■ DIRECTION
Set down the records once more, please, exactly and with the pictures left out.

■ ROWS
((
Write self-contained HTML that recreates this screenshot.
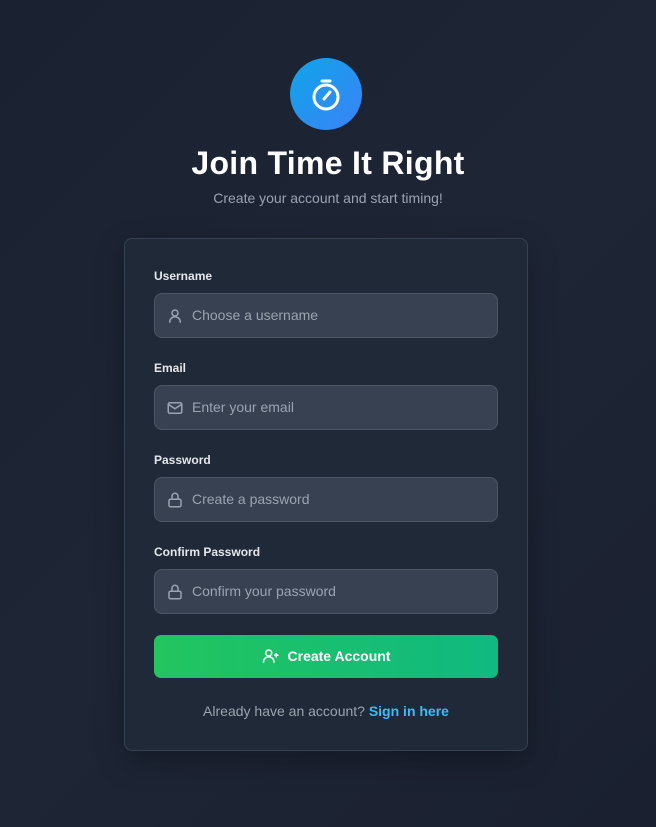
<!DOCTYPE html>
<html><head><meta charset="utf-8"><style>
*{box-sizing:border-box;margin:0;padding:0}
body{width:656px;height:827px;overflow:hidden;background:linear-gradient(135deg,#1a2130 0%,#1e2636 50%,#1a2030 100%);font-family:"Liberation Sans",sans-serif;position:relative}
.logo{position:absolute;left:290px;top:58px;width:72px;height:72px;border-radius:50%;background:linear-gradient(135deg,#0ea5e9,#3b82f6)}
h1{position:absolute;top:145px;left:0;width:656px;text-align:center;color:#fff;font-size:32px;font-weight:bold;letter-spacing:0.3px}
.sub{position:absolute;top:190px;left:0;width:656px;text-align:center;color:#9ca3af;font-size:14px}
.card{position:absolute;left:124px;top:238px;width:404px;height:513px;background:#1f2937;border:1px solid #374151;border-radius:8px;box-shadow:0 10px 30px rgba(0,0,0,.3)}
.lbl{position:absolute;left:154px;color:#e5e7eb;font-size:12px;font-weight:bold}
.inp{position:absolute;left:154px;width:344px;height:45px;background:#374151;border:1px solid #4b5563;border-radius:8px;color:#9ca3af;font-size:14px;line-height:43px;padding-left:37px}
.inp svg{position:absolute;left:11px;top:13px}
.btn{position:absolute;left:154px;top:635px;width:344px;height:43px;border-radius:7px;background:linear-gradient(90deg,#22c55e,#10b981);color:#fff;font-weight:bold;font-size:14px;line-height:43px;text-align:center}
.foot{position:absolute;top:703px;left:124px;width:404px;text-align:center;color:#9ca3af;font-size:14px}
.foot b{color:#38bdf8}
</style></head><body>
<div class="logo"><svg width="72" height="72" viewBox="0 0 72 72" fill="none" stroke="#fff" stroke-width="3" stroke-linecap="round"><circle cx="36" cy="39" r="12"/><line x1="32" y1="23" x2="40" y2="23"/><line x1="34" y1="41" x2="40" y2="34"/></svg></div>
<h1>Join Time It Right</h1>
<div class="sub">Create your account and start timing!</div>
<div class="card"></div>
<div class="lbl" style="top:269px">Username</div>
<div class="inp" style="top:293px"><svg width="18" height="18" viewBox="0 0 24 24" fill="none" stroke="#9ca3af" stroke-width="2"><circle cx="12" cy="8" r="4"/><path d="M5 21v-1a6 6 0 0 1 14 0v1"/></svg>Choose a username</div>
<div class="lbl" style="top:361px">Email</div>
<div class="inp" style="top:385px"><svg width="18" height="18" viewBox="0 0 24 24" fill="none" stroke="#9ca3af" stroke-width="2"><rect x="3" y="5" width="18" height="14" rx="2"/><path d="M3 7l9 6 9-6"/></svg>Enter your email</div>
<div class="lbl" style="top:453px">Password</div>
<div class="inp" style="top:477px"><svg width="18" height="18" viewBox="0 0 24 24" fill="none" stroke="#9ca3af" stroke-width="2"><rect x="4" y="11" width="16" height="10" rx="2"/><path d="M8 11V7a4 4 0 0 1 8 0v4"/></svg>Create a password</div>
<div class="lbl" style="top:545px">Confirm Password</div>
<div class="inp" style="top:569px"><svg width="18" height="18" viewBox="0 0 24 24" fill="none" stroke="#9ca3af" stroke-width="2"><rect x="4" y="11" width="16" height="10" rx="2"/><path d="M8 11V7a4 4 0 0 1 8 0v4"/></svg>Confirm your password</div>
<div class="btn"><svg width="18" height="18" viewBox="0 0 24 24" fill="none" stroke="#fff" stroke-width="2" style="vertical-align:-4px;margin-right:8px"><circle cx="9" cy="8" r="4"/><path d="M2 21v-1a7 7 0 0 1 14 0v1M19 8v6M16 11h6"/></svg>Create Account</div>
<div class="foot">Already have an account? <b>Sign in here</b></div>
</body></html>
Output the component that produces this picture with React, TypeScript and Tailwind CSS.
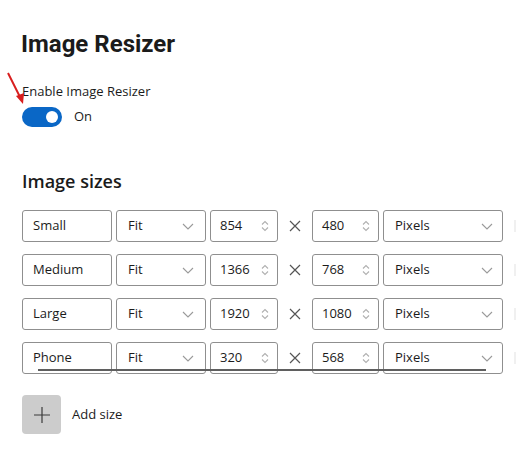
))
■ ANSWER TO THIS EXERCISE
Write self-contained HTML that recreates this screenshot.
<!DOCTYPE html>
<html><head><meta charset="utf-8"><style>
*{box-sizing:border-box;margin:0;padding:0}
body{width:656px;height:827px;overflow:hidden;background:linear-gradient(135deg,#1a2130 0%,#1e2636 50%,#1a2030 100%);font-family:"Liberation Sans",sans-serif;position:relative}
.logo{position:absolute;left:290px;top:58px;width:72px;height:72px;border-radius:50%;background:linear-gradient(135deg,#0ea5e9,#3b82f6)}
h1{position:absolute;top:145px;left:0;width:656px;text-align:center;color:#fff;font-size:32px;font-weight:bold;letter-spacing:0.3px}
.sub{position:absolute;top:190px;left:0;width:656px;text-align:center;color:#9ca3af;font-size:14px}
.card{position:absolute;left:124px;top:238px;width:404px;height:513px;background:#1f2937;border:1px solid #374151;border-radius:8px;box-shadow:0 10px 30px rgba(0,0,0,.3)}
.lbl{position:absolute;left:154px;color:#e5e7eb;font-size:12px;font-weight:bold}
.inp{position:absolute;left:154px;width:344px;height:45px;background:#374151;border:1px solid #4b5563;border-radius:8px;color:#9ca3af;font-size:14px;line-height:43px;padding-left:37px}
.inp svg{position:absolute;left:11px;top:13px}
.btn{position:absolute;left:154px;top:635px;width:344px;height:43px;border-radius:7px;background:linear-gradient(90deg,#22c55e,#10b981);color:#fff;font-weight:bold;font-size:14px;line-height:43px;text-align:center}
.foot{position:absolute;top:703px;left:124px;width:404px;text-align:center;color:#9ca3af;font-size:14px}
.foot b{color:#38bdf8}
</style></head><body>
<div class="logo"><svg width="72" height="72" viewBox="0 0 72 72" fill="none" stroke="#fff" stroke-width="3" stroke-linecap="round"><circle cx="36" cy="39" r="12"/><line x1="32" y1="23" x2="40" y2="23"/><line x1="34" y1="41" x2="40" y2="34"/></svg></div>
<h1>Join Time It Right</h1>
<div class="sub">Create your account and start timing!</div>
<div class="card"></div>
<div class="lbl" style="top:269px">Username</div>
<div class="inp" style="top:293px"><svg width="18" height="18" viewBox="0 0 24 24" fill="none" stroke="#9ca3af" stroke-width="2"><circle cx="12" cy="8" r="4"/><path d="M5 21v-1a6 6 0 0 1 14 0v1"/></svg>Choose a username</div>
<div class="lbl" style="top:361px">Email</div>
<div class="inp" style="top:385px"><svg width="18" height="18" viewBox="0 0 24 24" fill="none" stroke="#9ca3af" stroke-width="2"><rect x="3" y="5" width="18" height="14" rx="2"/><path d="M3 7l9 6 9-6"/></svg>Enter your email</div>
<div class="lbl" style="top:453px">Password</div>
<div class="inp" style="top:477px"><svg width="18" height="18" viewBox="0 0 24 24" fill="none" stroke="#9ca3af" stroke-width="2"><rect x="4" y="11" width="16" height="10" rx="2"/><path d="M8 11V7a4 4 0 0 1 8 0v4"/></svg>Create a password</div>
<div class="lbl" style="top:545px">Confirm Password</div>
<div class="inp" style="top:569px"><svg width="18" height="18" viewBox="0 0 24 24" fill="none" stroke="#9ca3af" stroke-width="2"><rect x="4" y="11" width="16" height="10" rx="2"/><path d="M8 11V7a4 4 0 0 1 8 0v4"/></svg>Confirm your password</div>
<div class="btn"><svg width="18" height="18" viewBox="0 0 24 24" fill="none" stroke="#fff" stroke-width="2" style="vertical-align:-4px;margin-right:8px"><circle cx="9" cy="8" r="4"/><path d="M2 21v-1a7 7 0 0 1 14 0v1M19 8v6M16 11h6"/></svg>Create Account</div>
<div class="foot">Already have an account? <b>Sign in here</b></div>
</body></html>
Output the component that produces this picture with React, TypeScript and Tailwind CSS.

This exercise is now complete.